The effect of the institution of those changes will stimulate subspecialty training which will likely commence after the initial exam, allowing for much of the last period of residency to focus on the intensive development of expertise in one or two realms of subspecialty knowledge in preparation for the continuance of focused training in a fellowship to follow in the fifth year of radiology training.


General Radiologist to be Re-Homed in the ER Department?

But what about the person who does not want to specialise? What would the fifth year entail and what are the opportunities for practice? Regrettably but inevitably, the tasks assigned to the generalist of today will likely diminish as radiology groups become larger and more specialty organised. But the effective “generalist” of tomorrow will have a role to play if his focus is on the urgent and emergently ill and injured.

 

Just as technology has driven radiology towards subspecialisation as an imperative, so too will clinical demand drive radiologists towards round-the-clock and often on-site coverage. Where is the predominant locus of after-hours practice? The emergency suite of course. Teleradiology may suffice for ER coverage in small hospitals. However, for larger, busier institutions the in-house radiologist will be a necessity if diagnostic imaging is to remain within our specialty and not be apportioned to ER physicians and trauma surgeons. Such an individual will have to demonstrate advanced knowledge of general modalities adapted to all emergently ill and trauma patients, because by definition, emergency radiology cannot be confined to one technology or one organ system or one body region or one patient age group but to one spectrum of conditions defined by urgency of presentation.

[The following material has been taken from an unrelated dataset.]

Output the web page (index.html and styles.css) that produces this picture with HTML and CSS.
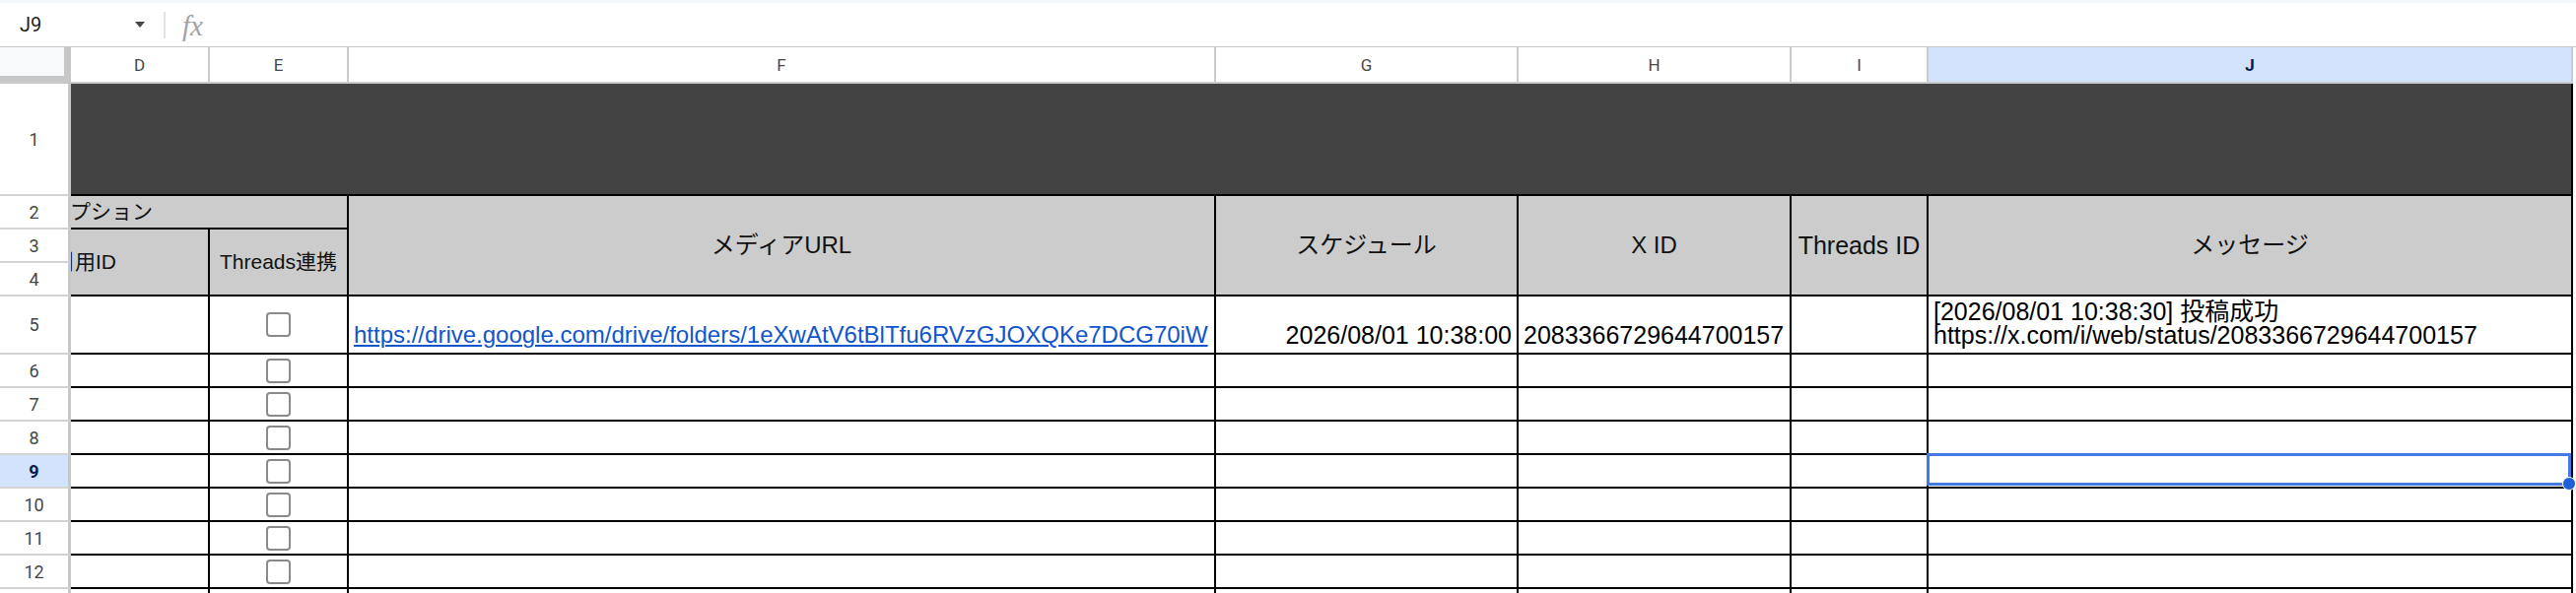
FILE: index.html
```html
<!DOCTYPE html>
<html lang="ja">
<head>
<meta charset="utf-8">
<title>Sheet</title>
<link rel="stylesheet" href="styles.css">
</head>
<body>
<div class="app">
  <div class="formula-bar">
    <div class="namebox"><span class="ref">J9</span><span class="caret"></span></div>
    <div class="fb-sep"></div>
    <span class="fx">fx</span>
  </div>
  <div class="sheet">
    <div class="corner"></div>
    <div class="ch">D</div>
    <div class="ch">E</div>
    <div class="ch">F</div>
    <div class="ch">G</div>
    <div class="ch">H</div>
    <div class="ch">I</div>
    <div class="ch sel">J</div>

    <div class="rh">1</div>
    <div class="c band"></div>

    <div class="rh">2</div>
    <div class="c hd sm span2c left"><span class="clip-opt">オプション</span></div>
    <div class="c hd span3r">メディアURL</div>
    <div class="c hd span3r">スケジュール</div>
    <div class="c hd span3r">X ID</div>
    <div class="c hd span3r lg">Threads ID</div>
    <div class="c hd span3r">メッセージ</div>

    <div class="rh">3</div>
    <div class="c hd sm span2r left"><span class="clip-ref">引用ID</span></div>
    <div class="c hd sm span2r">Threads連携</div>

    <div class="rh">4</div>

    <div class="rh">5</div>
    <div class="c"></div>
    <div class="c cb-cell"><span class="cb"></span></div>
    <div class="c"><span class="link">https://drive.google.com/drive/folders/1eXwAtV6tBlTfu6RVzGJOXQKe7DCG70iW</span></div>
    <div class="c right">2026/08/01 10:38:00</div>
    <div class="c">2083366729644700157</div>
    <div class="c"></div>
    <div class="c msg"><div>[2026/08/01 10:38:30] 投稿成功<br>https://x.com/i/web/status/2083366729644700157</div></div>

    <div class="rh">6</div>
    <div class="c"></div><div class="c cb-cell"><span class="cb"></span></div><div class="c"></div><div class="c"></div><div class="c"></div><div class="c"></div><div class="c"></div>

    <div class="rh">7</div>
    <div class="c"></div><div class="c cb-cell"><span class="cb"></span></div><div class="c"></div><div class="c"></div><div class="c"></div><div class="c"></div><div class="c"></div>

    <div class="rh">8</div>
    <div class="c"></div><div class="c cb-cell"><span class="cb"></span></div><div class="c"></div><div class="c"></div><div class="c"></div><div class="c"></div><div class="c"></div>

    <div class="rh sel">9</div>
    <div class="c"></div><div class="c cb-cell"><span class="cb"></span></div><div class="c"></div><div class="c"></div><div class="c"></div><div class="c"></div>
    <div class="c active"><div class="selection"><span class="handle"></span></div></div>

    <div class="rh">10</div>
    <div class="c"></div><div class="c cb-cell"><span class="cb"></span></div><div class="c"></div><div class="c"></div><div class="c"></div><div class="c"></div><div class="c"></div>

    <div class="rh">11</div>
    <div class="c"></div><div class="c cb-cell"><span class="cb"></span></div><div class="c"></div><div class="c"></div><div class="c"></div><div class="c"></div><div class="c"></div>

    <div class="rh">12</div>
    <div class="c"></div><div class="c cb-cell"><span class="cb"></span></div><div class="c"></div><div class="c"></div><div class="c"></div><div class="c"></div><div class="c"></div>

    <div class="rh">13</div>
    <div class="c"></div><div class="c cb-cell"><span class="cb"></span></div><div class="c"></div><div class="c"></div><div class="c"></div><div class="c"></div><div class="c"></div>
  </div>
</div>
</body>
</html>
```

FILE: styles.css
```css
* { box-sizing: border-box; }

html, body {
  margin: 0;
  padding: 0;
  background: #ffffff;
}

body {
  width: 2614px;
  height: 602px;
  overflow: hidden;
  font-family: "Liberation Sans", "Noto Sans CJK JP", sans-serif;
  color: #000;
}

.app {
  width: 2614px;
  height: 602px;
  overflow: hidden;
}

/* ---------- formula bar ---------- */
.formula-bar {
  height: 48px;
  border-top: 3px solid #f3f6fb;
  border-bottom: 1px solid #c4c7c5;
  display: flex;
  align-items: center;
  background: #fff;
}

.namebox {
  width: 150px;
  padding: 0 3px 0 20px;
  display: flex;
  align-items: center;
  justify-content: space-between;
}

.ref {
  font-family: Roboto, "Liberation Sans", sans-serif;
  font-size: 20px;
  color: #1f1f1f;
}

.caret {
  width: 0;
  height: 0;
  border-left: 5.5px solid transparent;
  border-right: 5.5px solid transparent;
  border-top: 6px solid #444746;
}

.fb-sep {
  width: 2px;
  height: 27px;
  background: #e0e2e4;
  margin-left: 16px;
}

.fx {
  margin-left: 17px;
  font-family: "Liberation Serif", serif;
  font-style: italic;
  font-size: 29px;
  color: #a0a4a8;
  line-height: 1;
  padding-top: 3px;
}

/* ---------- grid ---------- */
.sheet {
  display: grid;
  grid-template-columns: 72px 141px 141px 880px 307px 277px 139px 654px 3px;
  grid-template-rows: 37px 114px 34px 34px 34px 59px repeat(8, 34px);
  height: 554px;
  overflow: hidden;
  position: relative;
}

.corner {
  background: #f8f9fa;
  border-right: 7px solid #c7c7c7;
  border-bottom: 8px solid #c7c7c7;
}

.ch {
  display: flex;
  align-items: center;
  justify-content: center;
  border-right: 2px solid #c9cbcd;
  border-bottom: 2px solid #c9cbcd;
  font-family: Roboto, "Liberation Sans", sans-serif;
  font-size: 17px;
  color: #444746;
  background: #fff;
}

.ch.sel {
  background: #d3e3fd;
  color: #041e49;
  font-weight: 700;
}

.rh {
  grid-column: 1;
  display: flex;
  align-items: center;
  justify-content: center;
  border-right: 3px solid #c7c7c7;
  border-bottom: 2px solid #d3d3d3;
  font-family: Roboto, "Liberation Sans", sans-serif;
  font-size: 18px;
  color: #444746;
  background: #fff;
}

.rh.sel {
  background: #d3e3fd;
  color: #041e49;
  font-weight: 700;
}

.c {
  border-right: 2px solid #000;
  border-bottom: 2px solid #000;
  background: #fff;
  display: flex;
  align-items: flex-end;
  padding: 0 5px 4px 5px;
  font-size: 25px;
  line-height: 28px;
  white-space: nowrap;
  overflow: hidden;
}

.band {
  grid-column: span 7;
  background: #434343;
}

.hd {
  background: #cccccc;
  align-items: center;
  justify-content: center;
  padding: 0 2px;
  font-size: 24px;
  color: #111;
}

.hd.sm { font-size: 21px; }
.hd.lg { font-size: 25px; }

.span2c { grid-column: span 2; }
.span3r { grid-row: span 3; }
.span2r { grid-row: span 2; }

.left {
  justify-content: flex-start;
  padding-left: 0;
}

.clip-opt { margin-left: -22px; flex-shrink: 0; }
.clip-ref { margin-left: -17px; flex-shrink: 0; }

.right {
  justify-content: flex-end;
}

.cb-cell {
  align-items: center;
  justify-content: center;
  padding: 0;
}

.cb {
  display: block;
  width: 25px;
  height: 25px;
  border: 2px solid #8a8a8a;
  border-radius: 4px;
  background: #fff;
  flex-shrink: 0;
}

.link {
  color: #1155cc;
  text-decoration: underline;
  text-decoration-thickness: 2px;
  text-underline-offset: 2px;
  font-size: 24px;
}

.msg {
  white-space: nowrap;
  line-height: 24px;
  padding-bottom: 6px;
}

.active {
  position: relative;
  overflow: visible;
}

.selection {
  position: absolute;
  left: -2px;
  top: -2px;
  right: 0;
  bottom: 1px;
  border: 3px solid #4479e3;
  z-index: 3;
}

.handle {
  position: absolute;
  right: -8px;
  bottom: -8px;
  width: 14px;
  height: 14px;
  border-radius: 50%;
  background: #1f5fd8;
  border: 1.5px solid #fff;
}
```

Emergency Radiologists the “Odd Man Out”?

Over the years, emergency radiologists in the US have been in many ways the odd man out. They do not have a separate component of the oral board exam through which knowledge and skill are tested even though there is a curriculum entailing emergency radiology’s distinctive corpus of knowledge.

 

Currently, only a few emergency radiology fellowships exist. In various departmental schema, emergency radiology has been an afterthought, despite the fact that in some hospitals up to 50% or even more imaging studies take place in the emergency suite. With the expected transformation of radiology education towards encouragement of specialty training, it is time now for emergency radiology to claim that it too can provide a meaningful experience for those who wish not to be bound by a focus on a modality or part of the body and yet claim special expertise. Guidance and instruction must be provided to enable newly minted radiologists to be regarded as the successors to general radiologist, specialists dedicated to serving the emergently ill and injured and the highly trained physicians and surgeons who care for them.


Conclusion

To me, the path ahead is clear. Emergency radiology is a distinct discipline as evidenced by the creation of a focused curriculum, and a willingness of its practitioners to be available at any time. Emergency radiologists are conversant with new imaging techniques and are comfortable with maintaining a continuing dialogue with emergency physicians and trauma surgeons. If emergency radiologists and general radiologists fail to recognise these inevitable changes they may face obsolescence, and fall victim to the vagaries of technology which, fundamentally, does not owe the practitioners of radiology anything.